A.1. Code for the book

Before we get to the instructions for installing Hadoop, let’s get you set up with the code that accompanies this book. The code is hosted on GitHub at https://github.com/alexholmes/hiped2. To get you up and running quickly, there are prepackaged tarballs that don’t require you to build the code—just install and go.

Downloading

First you’ll need to download the most recent release of the code from https://github.com/alexholmes/hiped2/releases.

Installing

The second step is to unpackage the tarball into a directory of your choosing. For example, the following untars the code into /usr/local, the same directory where you’ll install Hadoop:

$ cd /usr/local

$ sudo tar -xzvf <download directory>/hip-<version>-package.tar.gz

Adding the home directory to your path

All the examples in the book assume that the home directory for the code is in your path. The methods for doing this differ by operating system and shell. If you’re on Linux using Bash, then the following should work (use of the single quotes for the second command is required to avoid variable substitution):

$ echo "export HIP_HOME=/usr/local/hip-<version>" >> ~/.bash_profile

$ echo 'export PATH=${PATH}:${HIP_HOME}/bin' >> ~/.bash_profile

Running an example job

You can run the following commands to test your installation. This assumes that you have a running Hadoop setup (if you don’t, please jump to section A.3):

# create two input files in HDFS

$ hadoop fs -mkdir -p hip/input

$ echo "cat sat mat" | hadoop fs -put - hip/input/1.txt

$ echo "dog lay mat" | hadoop fs -put - hip/input/2.txt

# run the inverted index example

$ hip hip.ch1.InvertedIndexJob --input hip/input --output hip/output

# examine the results in HDFS

$ hadoop fs -cat hip/output/part*

Downloading the sources and building

There are some techniques (such as Avro code generation) that require access to the full sources. First, check out the sources using git:

$ git clone git@github.com:alexholmes/hiped2.git

Set up your environment so that some techniques know where the source is installed:

$ echo "export HIP_SRC=<installation dir>/hiped2" >> ~/.bash_profile

You can build the project using Maven:

$ cd hiped2

$ mvn clean validate package

This generates a target/hip-<version>-package.tar.gz file, which is the same file that’s uploaded to GitHub when releases are made.

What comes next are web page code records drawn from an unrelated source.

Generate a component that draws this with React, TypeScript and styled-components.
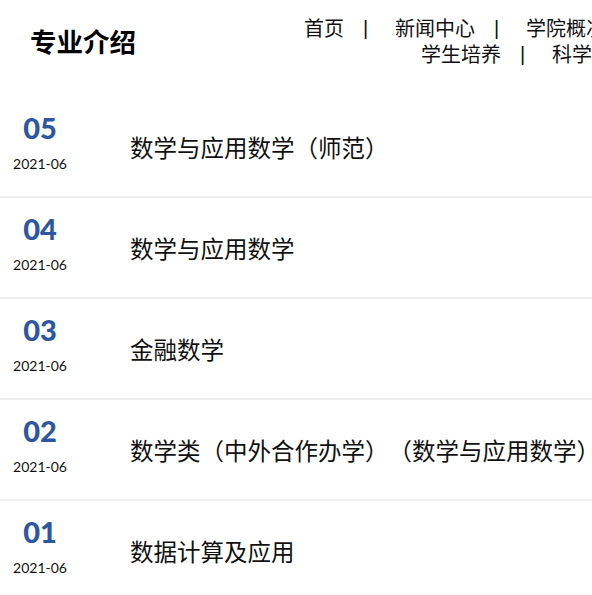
import React from "react";
import styled, { createGlobalStyle } from "styled-components";

const GlobalStyle = createGlobalStyle`
  html, body {
    margin: 0;
    padding: 0;
    background: #ffffff;
    overflow: hidden;
  }
  body {
    font-family: "Noto Sans CJK SC", "Noto Sans", sans-serif;
    color: #111;
    text-spacing-trim: space-all;
  }
`;

const Page = styled.div`
  width: 592px;
  overflow: hidden;
`;

const Header = styled.header`
  display: flex;
  align-items: flex-start;
  height: 97px;
  box-sizing: border-box;
  padding-left: 30px;
`;

const Title = styled.h1`
  margin: 28px 0 0 0;
  font-size: 26.5px;
  line-height: 26px;
  font-weight: 700;
  color: #000;
  white-space: nowrap;
  flex: none;
`;

const Nav = styled.nav`
  margin-left: 168px;
  margin-top: 15px;
  flex: none;
  display: flex;
  flex-direction: column;
`;

const NavLine = styled.div<{ $indent: number }>`
  display: flex;
  align-items: center;
  height: 26px;
  padding-left: ${(p) => p.$indent}px;
  white-space: nowrap;
`;

const NavItem = styled.a`
  font-size: 20px;
  line-height: 26px;
  color: #111;
  text-decoration: none;
`;

const Sep = styled.span`
  display: inline-block;
  width: 51px;
  box-sizing: border-box;
  padding-left: 19px;
  font-family: "Liberation Sans", sans-serif;
  font-size: 20px;
  color: #111;
`;

const List = styled.ul`
  list-style: none;
  margin: 0;
  padding: 0;
`;

const Row = styled.li`
  display: flex;
  align-items: center;
  height: 99px;
  border-bottom: 2px solid #eeeeee;
`;

const DateCol = styled.div`
  width: 80px;
  flex: none;
  display: flex;
  flex-direction: column;
  align-items: center;
  padding-bottom: 9px;
`;

const Num = styled.div`
  font-family: "Lato", "Noto Sans", sans-serif;
  font-size: 29px;
  font-weight: 900;
  line-height: 32px;
  color: #2d57a0;
`;

const DateText = styled.div`
  margin-top: 11px;
  font-family: "Lato", "Noto Sans", sans-serif;
  font-size: 14px;
  line-height: 18px;
  color: #111;
`;

const ItemTitle = styled.a`
  margin-left: 50px;
  font-size: 23.5px;
  line-height: 30px;
  color: #111;
  text-decoration: none;
  white-space: nowrap;
`;

const navLines = [
  { indent: 0, items: ["首页", "新闻中心", "学院概况", "师资队伍"] },
  { indent: 117, items: ["学生培养", "科学研究", "党建工作"] },
];

const items = [
  { num: "05", date: "2021-06", title: "数学与应用数学（师范）" },
  { num: "04", date: "2021-06", title: "数学与应用数学" },
  { num: "03", date: "2021-06", title: "金融数学" },
  { num: "02", date: "2021-06", title: "数学类（中外合作办学）（数学与应用数学）" },
  { num: "01", date: "2021-06", title: "数据计算及应用" },
];

export default function App() {
  return (
    <>
      <GlobalStyle />
      <Page>
        <Header>
          <Title>专业介绍</Title>
          <Nav>
            {navLines.map((line, li) => (
              <NavLine key={li} $indent={line.indent}>
                {line.items.map((it, i) => (
                  <React.Fragment key={it}>
                    {i > 0 && <Sep>|</Sep>}
                    <NavItem href="#">{it}</NavItem>
                  </React.Fragment>
                ))}
              </NavLine>
            ))}
          </Nav>
        </Header>
        <List>
          {items.map((it) => (
            <Row key={it.num}>
              <DateCol>
                <Num>{it.num}</Num>
                <DateText>{it.date}</DateText>
              </DateCol>
              <ItemTitle href="#">{it.title}</ItemTitle>
            </Row>
          ))}
        </List>
      </Page>
    </>
  );
}
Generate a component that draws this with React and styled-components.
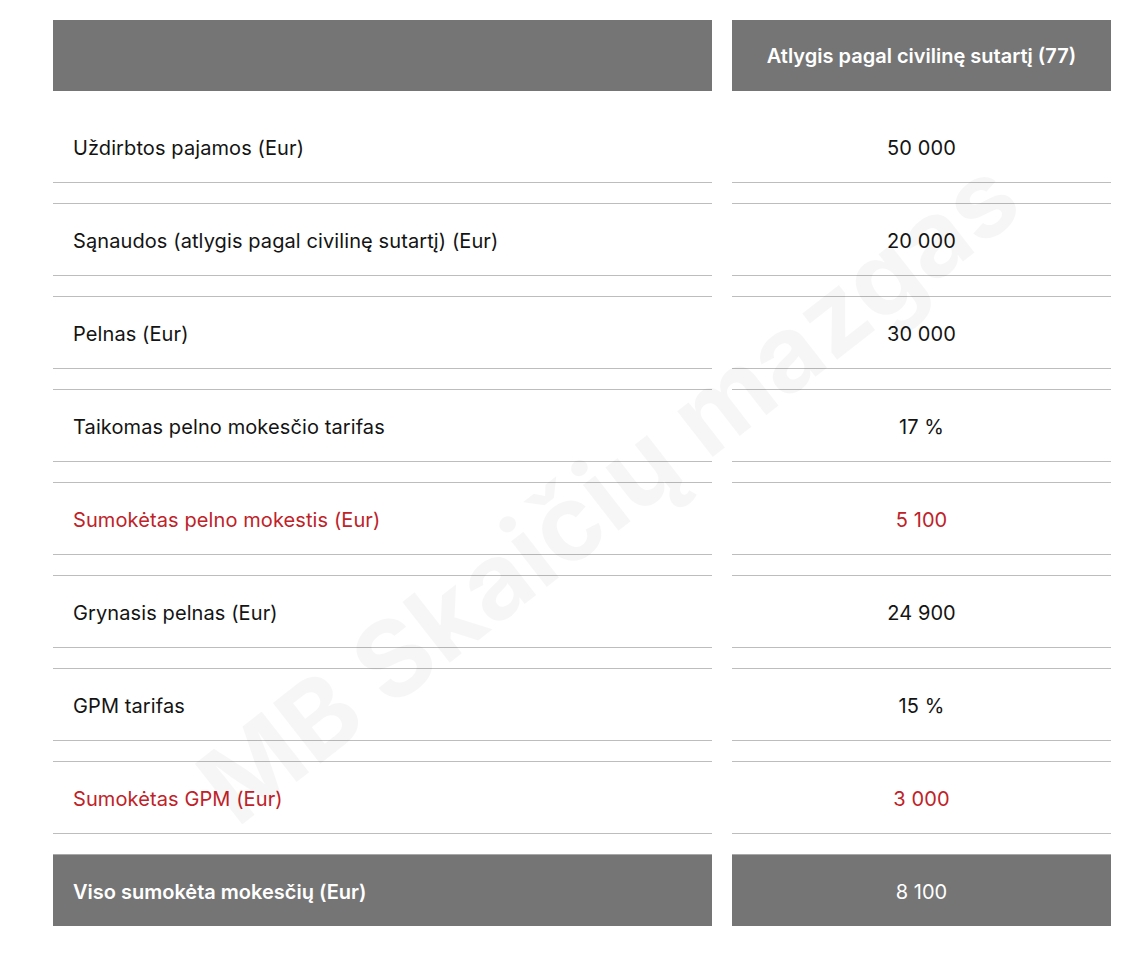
import React from "react";
import styled, { createGlobalStyle } from "styled-components";

const rows = [
  { label: "Uždirbtos pajamos (Eur)", value: "50 000" },
  { label: "Sąnaudos (atlygis pagal civilinę sutartį) (Eur)", value: "20 000" },
  { label: "Pelnas (Eur)", value: "30 000" },
  { label: "Taikomas pelno mokesčio tarifas", value: "17 %" },
  { label: "Sumokėtas pelno mokestis (Eur)", value: "5 100", paid: true },
  { label: "Grynasis pelnas (Eur)", value: "24 900" },
  { label: "GPM tarifas", value: "15 %" },
  { label: "Sumokėtas GPM (Eur)", value: "3 000", paid: true },
];

const App = () => {
  return (
    <>
      <GlobalStyle />
      <Page>
        <TaxGrid>
          <HeadCell />
          <HeadCell $center>Atlygis pagal civilinę sutartį (77)</HeadCell>
          {rows.map((row, i) => (
            <React.Fragment key={row.label}>
              <BodyCell $first={i === 0} $paid={row.paid}>
                {row.label}
              </BodyCell>
              <BodyCell $first={i === 0} $paid={row.paid} $center>
                {row.value}
              </BodyCell>
            </React.Fragment>
          ))}
          <TotalCell $bold>Viso sumokėta mokesčių (Eur)</TotalCell>
          <TotalCell $center>8 100</TotalCell>
        </TaxGrid>
        <Watermark>MB Skaičių mazgas</Watermark>
      </Page>
    </>
  );
};

const GlobalStyle = createGlobalStyle`
  *, *::before, *::after {
    box-sizing: border-box;
  }
  body {
    margin: 0;
    background: #ffffff;
    font-family: Inter, "Liberation Sans", sans-serif;
  }
`;

const Page = styled.div`
  position: relative;
  width: 1148px;
  height: 964px;
  overflow: hidden;
  padding: 20px 0 0 53px;
`;

const TaxGrid = styled.div`
  display: grid;
  grid-template-columns: 659px 379px;
  column-gap: 20px;
  row-gap: 20px;
`;

const HeadCell = styled.div`
  height: 71px;
  background: #757575;
  color: #ffffff;
  font-size: 20px;
  font-weight: 600;
  display: flex;
  align-items: center;
  justify-content: ${(p) => (p.$center ? "center" : "flex-start")};
  padding: 0 20px;
`;

const BodyCell = styled.div`
  height: ${(p) => (p.$first ? "72px" : "73px")};
  border-top: ${(p) => (p.$first ? "none" : "1px solid #bdbdbd")};
  border-bottom: 1px solid #bdbdbd;
  color: ${(p) => (p.$paid ? "#bf2228" : "#141414")};
  font-size: 20px;
  letter-spacing: 0.1px;
  display: flex;
  align-items: center;
  justify-content: ${(p) => (p.$center ? "center" : "flex-start")};
  padding: 2px 20px 0;
`;

const TotalCell = styled.div`
  height: 72px;
  border-top: 1px solid #a8a8a8;
  background: #757575;
  color: #ffffff;
  font-size: 20px;
  font-weight: ${(p) => (p.$bold ? 600 : 400)};
  display: flex;
  align-items: center;
  justify-content: ${(p) => (p.$center ? "center" : "flex-start")};
  padding: 2px 20px 0;
`;

const Watermark = styled.div`
  position: absolute;
  left: 608px;
  top: 490px;
  transform: translate(-50%, -50%) rotate(-38deg);
  font-family: Inter, "Liberation Sans", sans-serif;
  font-size: 106px;
  font-weight: 700;
  color: rgba(0, 0, 0, 0.035);
  white-space: nowrap;
  pointer-events: none;
`;

export default App;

A.2. Recommended Java versions

The Hadoop project keeps a list of recommended Java versions that have been proven to work well with Hadoop in production. For details, take a look at “Hadoop Java Versions” on the Hadoop Wiki at http://wiki.apache.org/hadoop/HadoopJavaVersions.

A.3. Hadoop

This section covers installing, configuring, and running the Apache distribution of Hadoop. Please refer to distribution-specific instructions if you’re working with a different distribution of Hadoop.

Apache tarball installation

The following instructions are for users who want to install the tarball version of the vanilla Apache Hadoop distribution. This is a a pseudo-distributed setup and not for a multi-node cluster.[1]

1 Pseudo-distributed mode is when you have all the Hadoop components running on a single host.

First you’ll need to download the tarball from the Apache downloads page at http://hadoop.apache.org/common/releases.html#Download and extract the tarball under /usr/local:

$ cd /usr/local

$ sudo tar -xzf <path-to-apache-tarball>

$ sudo ln -s hadoop-<version> hadoop

$ sudo chown -R <user>:<group> /usr/local/hadoop*

$ mkdir /usr/local/hadoop/tmp

 

Installation directory for users that don’t have root privileges

If you don’t have root permissions on your host, you can install Hadoop under a different directory and substitute instances of /usr/local in the following instructions with your directory name.

 

Configuration for pseudo-distributed mode for Hadoop 1 and earlier

The following instructions work for Hadoop version 1 and earlier. Skip to the next section if you’re working with Hadoop 2.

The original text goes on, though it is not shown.